Encerrando a seleção, como uma cartada final, Pedro Varela estimula o imaginário acerca do futuro incorporando cartas de tarô e oráculos de diferentes culturas, cada uma delas formada pela iconografia da crença a qual pertencem. Dispondo-as de modo a remeter a uma grande cidade, a pretensa estabilidade é constantemente ameaçada pela iminência do desabamento. A precariedade é tornada evidente e testemunha o momento sobre o qual essa exposição se apoia, imersa no horizonte incerto de possibilidades que se descortinam à nossa frente.

A seleção curatorial não deve ser tomada, no entanto, como uma narrativa progressista de futuro. Embora estejamos acostumados à captura de nossos desejos a partir de uma promessa sedutora do amanhã, Walter Benjamin nos lembra que “A ideia de um progresso da humanidade na história é inseparável da ideia de sua marcha no interior de um tempo vazio e homogêneo”. Em vez de construir uma narrativa que vise traçar um curso determinista sobre o amanhã, as obras aqui expostas discutem – por meio da imagem e do gesto – perspectivas sobre a potência da arte na geração de outros futuros. Xs artistas são tomados como conjuradores de mundos, cujas flechas lançadas no contemporâneo são capazes de moldar, ou, ainda, implodir o porvir. Ainda que nossas ferramentas se mostrem, futuramente, incapazes de absorver as pulsações do amanhã, devemos nos esforçar para antever aquilo que já deixa seus vestígios no presente.

Como modo de enfrentar o distanciamento social e a impossibilidade de visitas aos ateliês dxs artistas, a pesquisa para a exposição realizou entrevistas individuais com cada um dxs participantes. Desse modo, buscamos não apenas entender os processos que perpassam as obras – muitos dos quais não deixam vestígios no objeto final, exibido na exposição –, mas também pretendemos construir um documento de consulta, já que uma das preocupações da curadoria foi trazer trabalhos de artistas jovens, bem como promover uma inserção de grupos que normalmente não encontram espaço em instituições de arte para apresentar e formalizar seu trabalho, como é o caso das drag queens, presentes em número expressivo nesta exposição.

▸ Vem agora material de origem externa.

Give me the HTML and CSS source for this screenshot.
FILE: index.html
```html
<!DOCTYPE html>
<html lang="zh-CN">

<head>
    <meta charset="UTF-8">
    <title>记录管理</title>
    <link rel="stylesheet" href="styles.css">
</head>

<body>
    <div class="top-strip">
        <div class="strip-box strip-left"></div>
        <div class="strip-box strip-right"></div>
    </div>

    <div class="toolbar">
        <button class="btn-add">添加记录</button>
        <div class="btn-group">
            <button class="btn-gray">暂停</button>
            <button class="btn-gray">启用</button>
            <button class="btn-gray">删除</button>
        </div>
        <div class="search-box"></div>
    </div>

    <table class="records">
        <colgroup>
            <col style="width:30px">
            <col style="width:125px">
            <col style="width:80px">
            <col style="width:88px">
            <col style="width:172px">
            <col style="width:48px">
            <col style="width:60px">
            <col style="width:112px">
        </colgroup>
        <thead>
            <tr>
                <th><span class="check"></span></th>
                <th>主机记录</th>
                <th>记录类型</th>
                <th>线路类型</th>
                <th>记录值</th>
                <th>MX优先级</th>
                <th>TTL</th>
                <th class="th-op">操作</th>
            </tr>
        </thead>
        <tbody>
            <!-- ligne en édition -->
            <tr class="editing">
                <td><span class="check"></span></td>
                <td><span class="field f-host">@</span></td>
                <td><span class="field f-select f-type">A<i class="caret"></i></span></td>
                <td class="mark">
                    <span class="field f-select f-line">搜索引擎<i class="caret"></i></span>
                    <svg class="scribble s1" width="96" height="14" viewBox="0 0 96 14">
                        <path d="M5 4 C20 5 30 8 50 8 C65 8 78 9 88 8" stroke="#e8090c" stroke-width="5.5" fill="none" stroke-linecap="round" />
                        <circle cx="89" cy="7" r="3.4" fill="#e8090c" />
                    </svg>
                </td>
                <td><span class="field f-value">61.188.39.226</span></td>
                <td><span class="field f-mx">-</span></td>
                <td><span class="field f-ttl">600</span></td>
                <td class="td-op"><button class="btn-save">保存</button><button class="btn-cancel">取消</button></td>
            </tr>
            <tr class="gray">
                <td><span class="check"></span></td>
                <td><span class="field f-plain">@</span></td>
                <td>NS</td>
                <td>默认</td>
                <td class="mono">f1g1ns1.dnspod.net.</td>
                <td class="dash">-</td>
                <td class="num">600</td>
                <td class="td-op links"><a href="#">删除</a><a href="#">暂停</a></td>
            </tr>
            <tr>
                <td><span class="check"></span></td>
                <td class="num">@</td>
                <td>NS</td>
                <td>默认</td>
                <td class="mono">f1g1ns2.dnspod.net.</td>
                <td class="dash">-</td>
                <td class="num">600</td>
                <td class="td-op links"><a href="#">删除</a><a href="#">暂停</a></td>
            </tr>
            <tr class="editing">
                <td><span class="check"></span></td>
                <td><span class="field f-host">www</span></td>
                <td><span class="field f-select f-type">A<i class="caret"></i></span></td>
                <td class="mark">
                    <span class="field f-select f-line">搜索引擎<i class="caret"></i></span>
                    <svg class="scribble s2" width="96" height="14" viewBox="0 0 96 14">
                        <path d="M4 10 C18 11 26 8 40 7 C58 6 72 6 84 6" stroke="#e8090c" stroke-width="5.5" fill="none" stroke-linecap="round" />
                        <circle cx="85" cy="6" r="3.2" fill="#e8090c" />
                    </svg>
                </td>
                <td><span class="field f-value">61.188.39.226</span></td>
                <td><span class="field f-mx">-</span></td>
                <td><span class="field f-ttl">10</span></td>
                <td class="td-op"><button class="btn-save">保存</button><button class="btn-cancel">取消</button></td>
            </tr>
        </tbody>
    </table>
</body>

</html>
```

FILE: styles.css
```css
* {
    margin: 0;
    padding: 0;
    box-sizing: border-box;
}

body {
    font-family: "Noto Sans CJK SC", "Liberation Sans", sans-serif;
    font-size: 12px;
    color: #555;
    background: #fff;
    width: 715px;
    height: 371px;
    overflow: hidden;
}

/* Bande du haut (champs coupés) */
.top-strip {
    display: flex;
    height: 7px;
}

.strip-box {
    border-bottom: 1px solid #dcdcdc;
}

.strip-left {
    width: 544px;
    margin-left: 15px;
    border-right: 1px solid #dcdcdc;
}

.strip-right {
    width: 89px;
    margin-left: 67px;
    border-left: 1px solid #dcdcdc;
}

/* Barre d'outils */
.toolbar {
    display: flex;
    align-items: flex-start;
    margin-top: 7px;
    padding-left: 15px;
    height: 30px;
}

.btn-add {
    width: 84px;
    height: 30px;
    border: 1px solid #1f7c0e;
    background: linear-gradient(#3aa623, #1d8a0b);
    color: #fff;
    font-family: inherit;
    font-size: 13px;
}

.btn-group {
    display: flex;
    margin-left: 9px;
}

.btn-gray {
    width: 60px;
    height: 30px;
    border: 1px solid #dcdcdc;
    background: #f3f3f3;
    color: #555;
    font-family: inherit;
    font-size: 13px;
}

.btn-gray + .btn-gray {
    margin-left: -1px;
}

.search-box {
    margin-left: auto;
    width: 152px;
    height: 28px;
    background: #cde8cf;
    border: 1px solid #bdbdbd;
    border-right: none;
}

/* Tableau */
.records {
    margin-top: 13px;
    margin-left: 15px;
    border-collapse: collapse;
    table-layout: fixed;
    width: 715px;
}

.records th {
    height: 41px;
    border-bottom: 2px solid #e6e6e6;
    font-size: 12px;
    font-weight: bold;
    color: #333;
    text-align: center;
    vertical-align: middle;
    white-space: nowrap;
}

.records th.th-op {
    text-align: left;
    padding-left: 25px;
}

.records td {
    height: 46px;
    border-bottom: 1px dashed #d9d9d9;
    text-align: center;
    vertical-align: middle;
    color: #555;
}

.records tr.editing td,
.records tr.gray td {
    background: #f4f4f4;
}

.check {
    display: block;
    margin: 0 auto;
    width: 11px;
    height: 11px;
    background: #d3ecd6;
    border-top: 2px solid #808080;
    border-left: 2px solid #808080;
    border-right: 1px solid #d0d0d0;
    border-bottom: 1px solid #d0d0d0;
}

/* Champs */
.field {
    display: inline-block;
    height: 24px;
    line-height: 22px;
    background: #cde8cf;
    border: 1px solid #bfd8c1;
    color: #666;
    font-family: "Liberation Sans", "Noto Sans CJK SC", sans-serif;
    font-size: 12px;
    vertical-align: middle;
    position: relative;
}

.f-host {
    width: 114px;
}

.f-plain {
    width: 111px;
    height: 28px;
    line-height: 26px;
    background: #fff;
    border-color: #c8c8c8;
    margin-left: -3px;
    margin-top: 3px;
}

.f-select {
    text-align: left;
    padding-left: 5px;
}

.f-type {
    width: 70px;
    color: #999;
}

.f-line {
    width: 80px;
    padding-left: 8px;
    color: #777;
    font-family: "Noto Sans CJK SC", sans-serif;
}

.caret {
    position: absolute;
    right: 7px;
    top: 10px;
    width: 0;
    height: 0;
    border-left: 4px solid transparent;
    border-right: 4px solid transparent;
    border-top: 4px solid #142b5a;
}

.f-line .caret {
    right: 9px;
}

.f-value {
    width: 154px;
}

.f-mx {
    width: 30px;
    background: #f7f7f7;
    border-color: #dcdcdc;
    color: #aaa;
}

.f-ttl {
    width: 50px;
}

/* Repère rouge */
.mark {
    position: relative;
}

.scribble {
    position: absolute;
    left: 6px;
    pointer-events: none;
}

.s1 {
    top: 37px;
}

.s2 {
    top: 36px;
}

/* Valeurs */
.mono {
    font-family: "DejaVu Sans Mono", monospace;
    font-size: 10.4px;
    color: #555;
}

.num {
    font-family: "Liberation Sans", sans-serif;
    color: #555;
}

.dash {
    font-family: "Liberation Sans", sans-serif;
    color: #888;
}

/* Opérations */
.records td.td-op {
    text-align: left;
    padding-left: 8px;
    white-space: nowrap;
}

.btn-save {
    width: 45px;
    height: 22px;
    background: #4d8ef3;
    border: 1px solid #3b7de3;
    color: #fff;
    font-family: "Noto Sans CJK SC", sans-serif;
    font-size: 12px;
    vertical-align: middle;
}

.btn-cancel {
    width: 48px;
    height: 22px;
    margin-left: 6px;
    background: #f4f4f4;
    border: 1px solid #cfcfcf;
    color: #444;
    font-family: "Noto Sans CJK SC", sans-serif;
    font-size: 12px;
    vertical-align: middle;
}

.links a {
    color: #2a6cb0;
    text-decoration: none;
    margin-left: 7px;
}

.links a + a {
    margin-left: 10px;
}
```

Por fim, gostaria de citar Franco Berardi, que alerta: “O futuro se transforma em ameaça quando a imaginação coletiva se torna incapaz de ver possibilidades alternativas para a devastação, a miséria e a violência”. Entendendo que a atrofiação da capacidade de imaginar apresenta-se atualmente como arma para explodir e implodir a potência da arte em promover uma análise crítica acerca do contexto atual e futuro que enfrentaremos, nunca foi tão importante insistir no caráter revolucionário das manifestações artísticas. Como maneira de arqueologizar o porvir pela arte, nesta exposição, o cenário pós-pandêmico é adotado enquanto chave de reflexão em seu potencial distópico: na dialética paradoxal em que a pulsante promessa de transformação do contexto político, biológico e cultural se anuncia ou, ao contrário, na possibilidade da ocorrência de uma intensa reificação da cultura vigente. Enfrentar o complexo emaranhado de relações que nos aflige atualmente é entender que o futuro pode ser irreconhecível em determinados momentos, mas que, em outros, a distopia acontece agora.